## What the task requires:
Lift out each line of the data that holds "styles".

## Recorded data:

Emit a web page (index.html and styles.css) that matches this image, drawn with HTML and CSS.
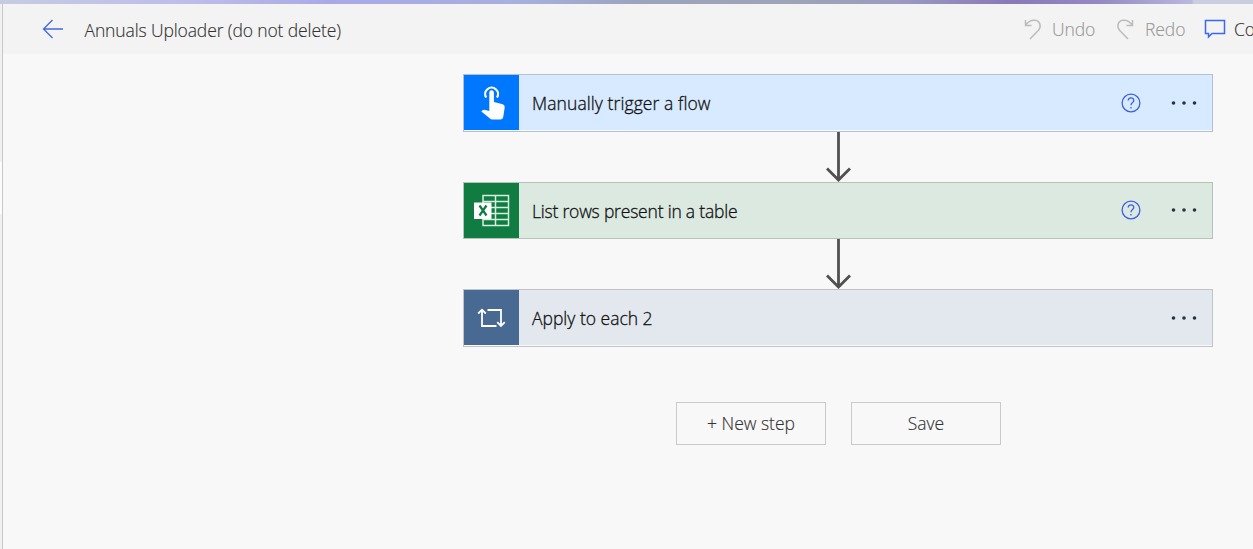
FILE: index.html
```html
<!DOCTYPE html>
<html lang="en">
<head>
<meta charset="utf-8">
<title>Annuals Uploader</title>
<link rel="stylesheet" href="styles.css">
</head>
<body>
<div class="banner"></div>
<div class="app">
  <div class="rail"><div class="rail-item"></div></div>
  <div class="workspace">
    <header class="toolbar">
      <svg class="back" width="22" height="20" viewBox="0 0 22 20"><path d="M10.500 1 1.500 10l9 9M1.500 10H21"/></svg>
      <h1 class="title">Annuals Uploader (do not delete)</h1>
      <div class="actions">
        <svg class="history undo-icon" width="18" height="21" viewBox="0 0 18 21"><path d="M1.500 1v5.500h6M1.500 6.500C4 2.500 7.500 1 11 1.300c5 .5 6.700 6.300 3.500 10L6 20"/></svg>
        <span class="action undo">Undo</span>
        <svg class="history redo-icon" width="18" height="21" viewBox="0 0 18 21"><path d="M16.500 1v5.500h-6M16.500 6.500C14 2.500 10.500 1 7 1.300c-5 .5-6.700 6.300-3.500 10L12 20"/></svg>
        <span class="action redo">Redo</span>
        <svg class="comment-icon" width="22" height="20" viewBox="0 0 22 20"><path d="M1.500 1.500h19v13H8l-3.500 3.500v-3.500h-3z"/></svg>
        <span class="action comments">Co</span>
      </div>
    </header>
    <main class="flow">
      <div class="card trigger">
        <div class="tile"><svg width="56" height="56" viewBox="0 0 56 56"><path class="ring" d="M22.200 22.500a6.400 6.400 0 1 1 10.800 0"/><path class="hand" d="M25.300 33V17.500a2.300 2.300 0 0 1 4.600 0V27l8.900 2.200q2.200.7 1.900 3.200L39.400 41q-.4 3.500-3.300 3.500h-7.500q-2 0-3.200-1.500L17.300 36.500q1.300-2.200 4-1.600l4 1.100z"/></svg></div>
        <span class="label manual">Manually trigger a flow</span>
        <svg class="help" width="20" height="20" viewBox="0 0 20 20"><circle cx="10" cy="10" r="8.900"/><path d="M7.200 7.600c0-3.700 5.600-3.700 5.600-.2C12.800 9.500 10 9.500 10 12.200M10 14v1.500"/></svg>
        <svg class="more" width="26" height="6" viewBox="0 0 26 6"><circle cx="2.500" cy="3" r="1.800"/><circle cx="13" cy="3" r="1.800"/><circle cx="23.500" cy="3" r="1.800"/></svg>
      </div>
      <svg class="arrow" width="28" height="50" viewBox="0 0 28 50"><path d="M14.500 0v48M3 36.500 14.500 48 26 36.500"/></svg>
      <div class="card excel">
        <div class="tile"><svg width="56" height="56" viewBox="0 0 56 56"><path class="sheet" d="M19 12.500h25.500v30H19zM31.500 12.500v30M19 18.500h25.500M19 24.500h25.500M19 30.500h25.500M19 36.500h25.500"/><path class="book" d="M10 19.500h17.500V36H10z"/><path class="mark" d="m15.500 22.500 7 10M22.500 22.500l-7 10"/></svg></div>
        <span class="label rows">List rows present in a table</span>
        <svg class="help" width="20" height="20" viewBox="0 0 20 20"><circle cx="10" cy="10" r="8.900"/><path d="M7.200 7.600c0-3.700 5.600-3.700 5.600-.2C12.800 9.500 10 9.500 10 12.200M10 14v1.500"/></svg>
        <svg class="more" width="26" height="6" viewBox="0 0 26 6"><circle cx="2.500" cy="3" r="1.800"/><circle cx="13" cy="3" r="1.800"/><circle cx="23.500" cy="3" r="1.800"/></svg>
      </div>
      <svg class="arrow" width="28" height="50" viewBox="0 0 28 50"><path d="M14.500 0v48M3 36.500 14.500 48 26 36.500"/></svg>
      <div class="card loop">
        <div class="tile"><svg width="56" height="56" viewBox="0 0 56 56"><path class="cycle" d="M32.500 36H18V19.800M14.200 23.500 18 19.700l3.800 3.800M23.500 20H37v15.800M33.200 32.100 37 35.900l3.800-3.800"/></svg></div>
        <span class="label">Apply to each 2</span>
        <svg class="more" width="26" height="6" viewBox="0 0 26 6"><circle cx="2.500" cy="3" r="1.800"/><circle cx="13" cy="3" r="1.800"/><circle cx="23.500" cy="3" r="1.800"/></svg>
      </div>
      <div class="buttons">
        <button class="new-step">+ New step</button>
        <button class="save">Save</button>
      </div>
    </main>
  </div>
</div>
</body>
</html>
```
FILE: styles.css
```css
* { box-sizing: border-box; }
body {
  margin: 0;
  height: 549px;
  overflow: hidden;
  background: #f8f8f8;
  color: #333;
  font: 17.5px/24px "Open Sans", "Noto Sans", sans-serif;
  -webkit-text-stroke: .15px currentColor;
}
svg { display: block; flex: none; fill: none; }
.banner {
  height: 4px;
  background: linear-gradient(90deg, #c5cce2 0, #bdbdea 190px, #a9a9e8 330px, #a7b0dd 520px, #9ba3bd 640px, #9ea4b8 800px, #9a9ac0 900px, #8a79b8 1010px, #9489c4 1100px, #b9b9dc 1192px, #c9cfe0 1194px, #c8cede 100%);
}
.app { display: flex; height: 545px; }
.rail { width: 3px; padding-top: 158px; background: #f1f1f1; border-right: 1px solid #c8c8c8; }
.rail-item { height: 52px; background: #fcfcfc; }
.workspace { flex: 1; min-width: 0; }
.toolbar {
  display: flex;
  height: 50px;
  padding-left: 40px;
  align-items: center;
  overflow: hidden;
  background: #f3f3f3;
}
.back { margin-left: -1px; stroke: #4169df; stroke-width: 1.300; }
.title { margin: 1px 0 0 20.500px; font-size: 17.5px; font-weight: 300; white-space: nowrap; letter-spacing: -.12px; }
.actions { display: flex; align-items: center; margin-left: auto; width: 229px; flex: none; }
.history { stroke: #bcbcbc; stroke-width: 1.500; }
.action { flex: none; font-weight: 300; white-space: nowrap; }
.undo, .redo { color: #999; letter-spacing: -.1px; }
.undo { width: 64px; margin-left: 10px; }
.redo { width: 59px; margin-left: 11px; }
.comment-icon { stroke: #3b67ee; stroke-width: 1.500; }
.comments { margin-left: 8px; }
.flow { display: flex; flex-direction: column; width: 750px; margin: 20px 0 0 460px; }
.card {
  display: flex;
  align-items: center;
  height: 58px;
  border: 1px solid #bbc0c6;
  box-shadow: inset 0 -1px #fbfbfb;
  color: #111;
}
.tile { width: 55px; height: 55px; margin-bottom: 1px; overflow: hidden; flex: none; }
.trigger { background: #d8eaff; border-color: #b3c0d1; }
.trigger .tile { background: #0077ff; }
.excel { height: 57px; background: #dbe9e1; border-color: #b7c2bb; box-shadow: none; }
.excel .tile { background: #107c41; margin: 0; }
.loop { background: #e3e8ef; border-color: #c1c3c6; }
.loop .tile { background: #486991; }
.label { flex: 1; margin: 0 0 0 13px; font-weight: 300; white-space: nowrap; -webkit-text-stroke: .3px currentColor; }
.manual { letter-spacing: .09px; }
.rows { letter-spacing: -.2px; }
.help { margin: 0 30px 1px 0; stroke: #3d5fe0; stroke-width: 1.300; }
.excel .help, .excel .more { margin-bottom: 2px; }
.more { margin-right: 15px; fill: #263240; }
.ring { stroke: #fff; stroke-width: 2.200; }
.hand, .book { fill: #fff; }
.sheet { stroke: #d6eee0; stroke-width: 1.500; }
.mark { stroke: #107c41; stroke-width: 2.200; }
.cycle { stroke: #fff; stroke-width: 1.800; }
.arrow { align-self: center; stroke: #505050; stroke-width: 2.800; }
.buttons { display: flex; gap: 25px; margin: 55px 0 0 213px; }
button {
  width: 150px;
  height: 43px;
  padding: 0 0 2px;
  border: 1px solid #cacaca;
  background: #f8f8f8;
  color: #333;
  font: inherit;
  font-weight: 300;
  -webkit-text-stroke: inherit;
}
```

## Solution:
Emit a web page (index.html and styles.css) that matches this image, drawn with HTML and CSS.
<link rel="stylesheet" href="styles.css">
FILE: styles.css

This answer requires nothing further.